- **DIRECTION**
Output the full listing below exactly, without the pictures.

======== DATA LINES

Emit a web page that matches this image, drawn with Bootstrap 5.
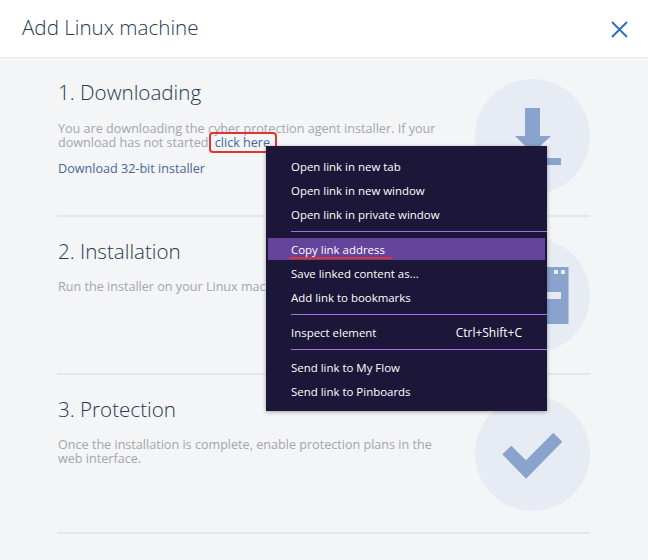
<!DOCTYPE html>
<html lang="en">
<head>
<meta charset="utf-8">
<title>Add Linux machine</title>
<link href="https://cdn.jsdelivr.net/npm/bootstrap@5.3.0/dist/css/bootstrap.min.css" rel="stylesheet">
<style>
html,body{height:560px;overflow:hidden}
body{background:#f4f5f7;font-family:"Open Sans",sans-serif;position:relative}
.dlg-head{height:58px;background:#fff;border-bottom:1px solid #e5e9f1;padding:0 20px 0 22px}
.dlg-title{font-size:20.6px;font-weight:300;color:#243a52;margin:0 0 2px}
.close-x{display:block}
.steps{padding:0 58px 0 57px}
.step{height:158.5px;border-bottom:2px solid #e6e7ea;padding-top:21px}
.step-text{width:385px;padding-left:1px}
.step-title{font-size:20.6px;font-weight:300;line-height:27px;color:#243a52;margin:0 0 15px}
.step-title.first-title{margin-bottom:16px}
.step-desc{font-size:12.6px;line-height:14px;color:#a3a6ab;margin:0}
.step-desc a,.dl32{color:#466799;text-decoration:none}
.dl32{display:block;font-size:12.6px;line-height:17px;margin-top:10px}
.hl-link{position:relative;margin-left:3px}
.hl-link::before{content:"";position:absolute;left:-6px;right:-7px;top:-2px;bottom:-2px;border:2px solid #e0352e;border-radius:4px}
.disc{width:115px;height:115px;border-radius:50%;background:#e7ebf4;flex:none}
.ctx{position:absolute;left:266px;top:146px;width:281px;height:265px;background:#1c1638;box-shadow:0 1px 4px rgba(0,0,0,.35);color:#fff;font-size:11.45px;padding-top:9px}
.ctx-item{height:24px;line-height:24px;padding-left:25px;display:flex;justify-content:space-between}
.ctx-item.on{height:22px;line-height:24px;background:#64439a;margin:0 2px 2px;padding-left:23px;position:relative}
.ctx-item.on::after{content:"";position:absolute;left:21px;top:19px;width:103px;height:2px;background:#e0352e;border-radius:1px}
.ctx-key{padding-right:25px;font-size:12px}
.ctx-sep{height:1px;background:#a66fe8;margin:4px 0 6px 25px}
</style>
</head>
<body>
<header class="dlg-head d-flex align-items-center justify-content-between">
  <h1 class="dlg-title">Add Linux machine</h1>
  <svg class="close-x" width="18" height="18" viewBox="0 0 18 18" aria-label="Close"><path d="M2 2 L17 17 M17 2 L2 17" stroke="#2a6bc4" stroke-width="1.8" fill="none"/></svg>
</header>
<main class="steps">
  <section class="step d-flex justify-content-between">
    <div class="step-text">
      <h2 class="step-title first-title">1. Downloading</h2>
      <p class="step-desc">You are downloading the cyber protection agent installer. If your download has not started <a class="hl-link" href="#">click here</a></p>
      <a class="dl32" href="#">Download 32-bit installer</a>
    </div>
    <div class="disc">
      <svg width="115" height="115" viewBox="0 0 115 115"><path d="M50 29 H65 V57 H76 L57.500 74 L40 57 H50 Z" fill="#8aa3cc"/><rect x="39" y="79" width="47" height="7" fill="#8aa3cc"/></svg>
    </div>
  </section>
  <section class="step d-flex justify-content-between">
    <div class="step-text">
      <h2 class="step-title">2. Installation</h2>
      <p class="step-desc">Run the installer on your Linux machine.</p>
    </div>
    <div class="disc">
      <svg width="115" height="115" viewBox="0 0 115 115"><rect x="60" y="29" width="33.500" height="57" fill="#8aa3cc"/><rect x="79" y="32" width="4" height="4" fill="#e7ebf4"/><rect x="86" y="32" width="4" height="4" fill="#e7ebf4"/><rect x="69" y="54" width="17" height="7" fill="#e7ebf4"/></svg>
    </div>
  </section>
  <section class="step d-flex justify-content-between">
    <div class="step-text">
      <h2 class="step-title">3. Protection</h2>
      <p class="step-desc">Once the installation is complete, enable protection plans in the web interface.</p>
    </div>
    <div class="disc">
      <svg width="115" height="115" viewBox="0 0 115 115"><path d="M27.300 58.300 L36.300 49.700 L51 64.300 L78.300 36.700 L87.300 45.700 L51 82.700 Z" fill="#8aa3cc"/></svg>
    </div>
  </section>
</main>
<nav class="ctx">
  <div class="ctx-item">Open link in new tab</div>
  <div class="ctx-item">Open link in new window</div>
  <div class="ctx-item">Open link in private window</div>
  <div class="ctx-sep"></div>
  <div class="ctx-item on">Copy link address</div>
  <div class="ctx-item">Save linked content as...</div>
  <div class="ctx-item">Add link to bookmarks</div>
  <div class="ctx-sep"></div>
  <div class="ctx-item"><span>Inspect element</span><span class="ctx-key">Ctrl+Shift+C</span></div>
  <div class="ctx-sep"></div>
  <div class="ctx-item">Send link to My Flow</div>
  <div class="ctx-item">Send link to Pinboards</div>
</nav>
<script src="https://cdn.jsdelivr.net/npm/bootstrap@5.3.0/dist/js/bootstrap.bundle.min.js"></script>
</body>
</html>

================

- **WRITTEN RESPONSE**
Emit a web page that matches this image, drawn with Bootstrap 5.
<!DOCTYPE html>
<html lang="en">
<head>
<meta charset="utf-8">
<title>Add Linux machine</title>
<link href="https://cdn.jsdelivr.net/npm/bootstrap@5.3.0/dist/css/bootstrap.min.css" rel="stylesheet">
<style>
html,body{height:560px;overflow:hidden}
body{background:#f4f5f7;font-family:"Open Sans",sans-serif;position:relative}
.dlg-head{height:58px;background:#fff;border-bottom:1px solid #e5e9f1;padding:0 20px 0 22px}
.dlg-title{font-size:20.6px;font-weight:300;color:#243a52;margin:0 0 2px}
.close-x{display:block}
.steps{padding:0 58px 0 57px}
.step{height:158.5px;border-bottom:2px solid #e6e7ea;padding-top:21px}
.step-text{width:385px;padding-left:1px}
.step-title{font-size:20.6px;font-weight:300;line-height:27px;color:#243a52;margin:0 0 15px}
.step-title.first-title{margin-bottom:16px}
.step-desc{font-size:12.6px;line-height:14px;color:#a3a6ab;margin:0}
.step-desc a,.dl32{color:#466799;text-decoration:none}
.dl32{display:block;font-size:12.6px;line-height:17px;margin-top:10px}
.hl-link{position:relative;margin-left:3px}
.hl-link::before{content:"";position:absolute;left:-6px;right:-7px;top:-2px;bottom:-2px;border:2px solid #e0352e;border-radius:4px}
.disc{width:115px;height:115px;border-radius:50%;background:#e7ebf4;flex:none}
.ctx{position:absolute;left:266px;top:146px;width:281px;height:265px;background:#1c1638;box-shadow:0 1px 4px rgba(0,0,0,.35);color:#fff;font-size:11.45px;padding-top:9px}
.ctx-item{height:24px;line-height:24px;padding-left:25px;display:flex;justify-content:space-between}
.ctx-item.on{height:22px;line-height:24px;background:#64439a;margin:0 2px 2px;padding-left:23px;position:relative}
.ctx-item.on::after{content:"";position:absolute;left:21px;top:19px;width:103px;height:2px;background:#e0352e;border-radius:1px}
.ctx-key{padding-right:25px;font-size:12px}
.ctx-sep{height:1px;background:#a66fe8;margin:4px 0 6px 25px}
</style>
</head>
<body>
<header class="dlg-head d-flex align-items-center justify-content-between">
  <h1 class="dlg-title">Add Linux machine</h1>
  <svg class="close-x" width="18" height="18" viewBox="0 0 18 18" aria-label="Close"><path d="M2 2 L17 17 M17 2 L2 17" stroke="#2a6bc4" stroke-width="1.8" fill="none"/></svg>
</header>
<main class="steps">
  <section class="step d-flex justify-content-between">
    <div class="step-text">
      <h2 class="step-title first-title">1. Downloading</h2>
      <p class="step-desc">You are downloading the cyber protection agent installer. If your download has not started <a class="hl-link" href="#">click here</a></p>
      <a class="dl32" href="#">Download 32-bit installer</a>
    </div>
    <div class="disc">
      <svg width="115" height="115" viewBox="0 0 115 115"><path d="M50 29 H65 V57 H76 L57.500 74 L40 57 H50 Z" fill="#8aa3cc"/><rect x="39" y="79" width="47" height="7" fill="#8aa3cc"/></svg>
    </div>
  </section>
  <section class="step d-flex justify-content-between">
    <div class="step-text">
      <h2 class="step-title">2. Installation</h2>
      <p class="step-desc">Run the installer on your Linux machine.</p>
    </div>
    <div class="disc">
      <svg width="115" height="115" viewBox="0 0 115 115"><rect x="60" y="29" width="33.500" height="57" fill="#8aa3cc"/><rect x="79" y="32" width="4" height="4" fill="#e7ebf4"/><rect x="86" y="32" width="4" height="4" fill="#e7ebf4"/><rect x="69" y="54" width="17" height="7" fill="#e7ebf4"/></svg>
    </div>
  </section>
  <section class="step d-flex justify-content-between">
    <div class="step-text">
      <h2 class="step-title">3. Protection</h2>
      <p class="step-desc">Once the installation is complete, enable protection plans in the web interface.</p>
    </div>
    <div class="disc">
      <svg width="115" height="115" viewBox="0 0 115 115"><path d="M27.300 58.300 L36.300 49.700 L51 64.300 L78.300 36.700 L87.300 45.700 L51 82.700 Z" fill="#8aa3cc"/></svg>
    </div>
  </section>
</main>
<nav class="ctx">
  <div class="ctx-item">Open link in new tab</div>
  <div class="ctx-item">Open link in new window</div>
  <div class="ctx-item">Open link in private window</div>
  <div class="ctx-sep"></div>
  <div class="ctx-item on">Copy link address</div>
  <div class="ctx-item">Save linked content as...</div>
  <div class="ctx-item">Add link to bookmarks</div>
  <div class="ctx-sep"></div>
  <div class="ctx-item"><span>Inspect element</span><span class="ctx-key">Ctrl+Shift+C</span></div>
  <div class="ctx-sep"></div>
  <div class="ctx-item">Send link to My Flow</div>
  <div class="ctx-item">Send link to Pinboards</div>
</nav>
<script src="https://cdn.jsdelivr.net/npm/bootstrap@5.3.0/dist/js/bootstrap.bundle.min.js"></script>
</body>
</html>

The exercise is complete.